*TASK DIRECTIONS:*
Copy out all the lines exactly. Omit pictures.

*EXTRACTED INFORMATION:*
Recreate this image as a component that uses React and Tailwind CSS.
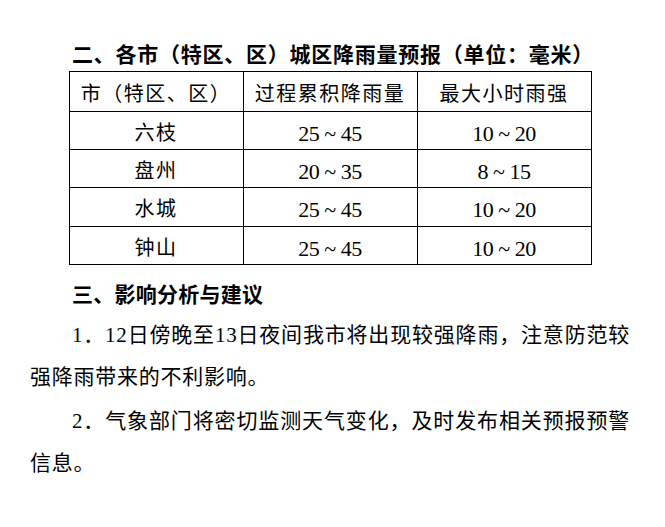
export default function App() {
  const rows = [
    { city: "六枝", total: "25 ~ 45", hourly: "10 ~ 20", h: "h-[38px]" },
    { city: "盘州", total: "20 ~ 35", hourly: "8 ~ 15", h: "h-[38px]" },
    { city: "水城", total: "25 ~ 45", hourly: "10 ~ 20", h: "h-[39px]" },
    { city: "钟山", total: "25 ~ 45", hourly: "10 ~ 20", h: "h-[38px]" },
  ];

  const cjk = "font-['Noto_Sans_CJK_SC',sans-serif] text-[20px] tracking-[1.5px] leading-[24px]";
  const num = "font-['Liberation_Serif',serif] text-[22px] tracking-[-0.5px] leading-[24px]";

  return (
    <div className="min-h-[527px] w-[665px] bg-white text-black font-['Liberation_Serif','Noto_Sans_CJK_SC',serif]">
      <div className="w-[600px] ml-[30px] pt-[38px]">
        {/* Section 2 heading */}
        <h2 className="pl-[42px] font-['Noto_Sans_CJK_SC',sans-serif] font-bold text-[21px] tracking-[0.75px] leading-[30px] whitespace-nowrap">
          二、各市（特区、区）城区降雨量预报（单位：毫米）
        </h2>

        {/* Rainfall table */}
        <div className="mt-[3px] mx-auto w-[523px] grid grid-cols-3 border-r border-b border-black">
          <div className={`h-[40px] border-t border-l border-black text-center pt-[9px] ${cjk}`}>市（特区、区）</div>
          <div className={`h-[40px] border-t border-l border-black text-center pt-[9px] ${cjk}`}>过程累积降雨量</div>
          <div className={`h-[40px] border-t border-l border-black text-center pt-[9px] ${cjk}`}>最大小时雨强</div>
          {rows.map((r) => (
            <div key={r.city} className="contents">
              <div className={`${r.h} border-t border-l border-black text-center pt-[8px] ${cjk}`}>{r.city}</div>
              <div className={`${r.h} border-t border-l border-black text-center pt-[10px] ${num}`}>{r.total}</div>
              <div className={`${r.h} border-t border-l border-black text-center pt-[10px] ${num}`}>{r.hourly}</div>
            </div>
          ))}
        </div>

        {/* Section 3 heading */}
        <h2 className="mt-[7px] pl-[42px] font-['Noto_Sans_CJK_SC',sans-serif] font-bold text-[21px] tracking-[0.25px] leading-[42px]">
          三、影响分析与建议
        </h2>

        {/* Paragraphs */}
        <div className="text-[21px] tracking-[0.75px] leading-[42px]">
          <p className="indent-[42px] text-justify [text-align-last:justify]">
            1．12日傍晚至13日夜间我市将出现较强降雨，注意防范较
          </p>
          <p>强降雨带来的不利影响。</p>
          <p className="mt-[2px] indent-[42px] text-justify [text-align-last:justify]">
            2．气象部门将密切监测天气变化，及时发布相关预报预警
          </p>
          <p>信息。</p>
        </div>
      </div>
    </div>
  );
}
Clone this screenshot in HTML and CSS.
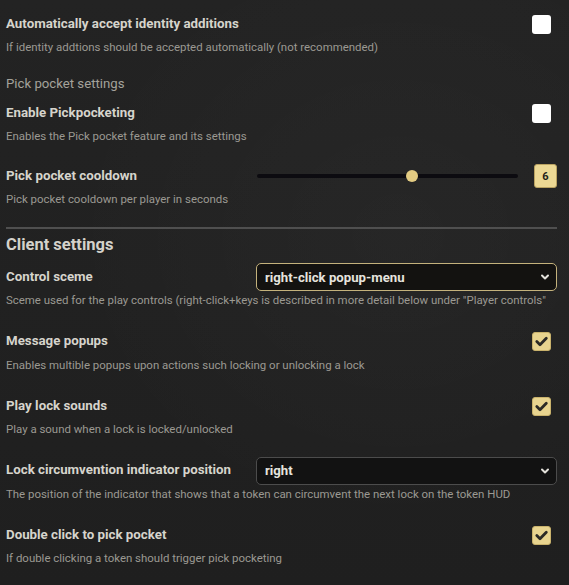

*RESULT OF THE TASK:*
Recreate this image as a component that uses React and Tailwind CSS.
export default function App() {
  const rows = [
    { city: "六枝", total: "25 ~ 45", hourly: "10 ~ 20", h: "h-[38px]" },
    { city: "盘州", total: "20 ~ 35", hourly: "8 ~ 15", h: "h-[38px]" },
    { city: "水城", total: "25 ~ 45", hourly: "10 ~ 20", h: "h-[39px]" },
    { city: "钟山", total: "25 ~ 45", hourly: "10 ~ 20", h: "h-[38px]" },
  ];

  const cjk = "font-['Noto_Sans_CJK_SC',sans-serif] text-[20px] tracking-[1.5px] leading-[24px]";
  const num = "font-['Liberation_Serif',serif] text-[22px] tracking-[-0.5px] leading-[24px]";

  return (
    <div className="min-h-[527px] w-[665px] bg-white text-black font-['Liberation_Serif','Noto_Sans_CJK_SC',serif]">
      <div className="w-[600px] ml-[30px] pt-[38px]">
        {/* Section 2 heading */}
        <h2 className="pl-[42px] font-['Noto_Sans_CJK_SC',sans-serif] font-bold text-[21px] tracking-[0.75px] leading-[30px] whitespace-nowrap">
          二、各市（特区、区）城区降雨量预报（单位：毫米）
        </h2>

        {/* Rainfall table */}
        <div className="mt-[3px] mx-auto w-[523px] grid grid-cols-3 border-r border-b border-black">
          <div className={`h-[40px] border-t border-l border-black text-center pt-[9px] ${cjk}`}>市（特区、区）</div>
          <div className={`h-[40px] border-t border-l border-black text-center pt-[9px] ${cjk}`}>过程累积降雨量</div>
          <div className={`h-[40px] border-t border-l border-black text-center pt-[9px] ${cjk}`}>最大小时雨强</div>
          {rows.map((r) => (
            <div key={r.city} className="contents">
              <div className={`${r.h} border-t border-l border-black text-center pt-[8px] ${cjk}`}>{r.city}</div>
              <div className={`${r.h} border-t border-l border-black text-center pt-[10px] ${num}`}>{r.total}</div>
              <div className={`${r.h} border-t border-l border-black text-center pt-[10px] ${num}`}>{r.hourly}</div>
            </div>
          ))}
        </div>

        {/* Section 3 heading */}
        <h2 className="mt-[7px] pl-[42px] font-['Noto_Sans_CJK_SC',sans-serif] font-bold text-[21px] tracking-[0.25px] leading-[42px]">
          三、影响分析与建议
        </h2>

        {/* Paragraphs */}
        <div className="text-[21px] tracking-[0.75px] leading-[42px]">
          <p className="indent-[42px] text-justify [text-align-last:justify]">
            1．12日傍晚至13日夜间我市将出现较强降雨，注意防范较
          </p>
          <p>强降雨带来的不利影响。</p>
          <p className="mt-[2px] indent-[42px] text-justify [text-align-last:justify]">
            2．气象部门将密切监测天气变化，及时发布相关预报预警
          </p>
          <p>信息。</p>
        </div>
      </div>
    </div>
  );
}
Clone this screenshot in HTML and CSS.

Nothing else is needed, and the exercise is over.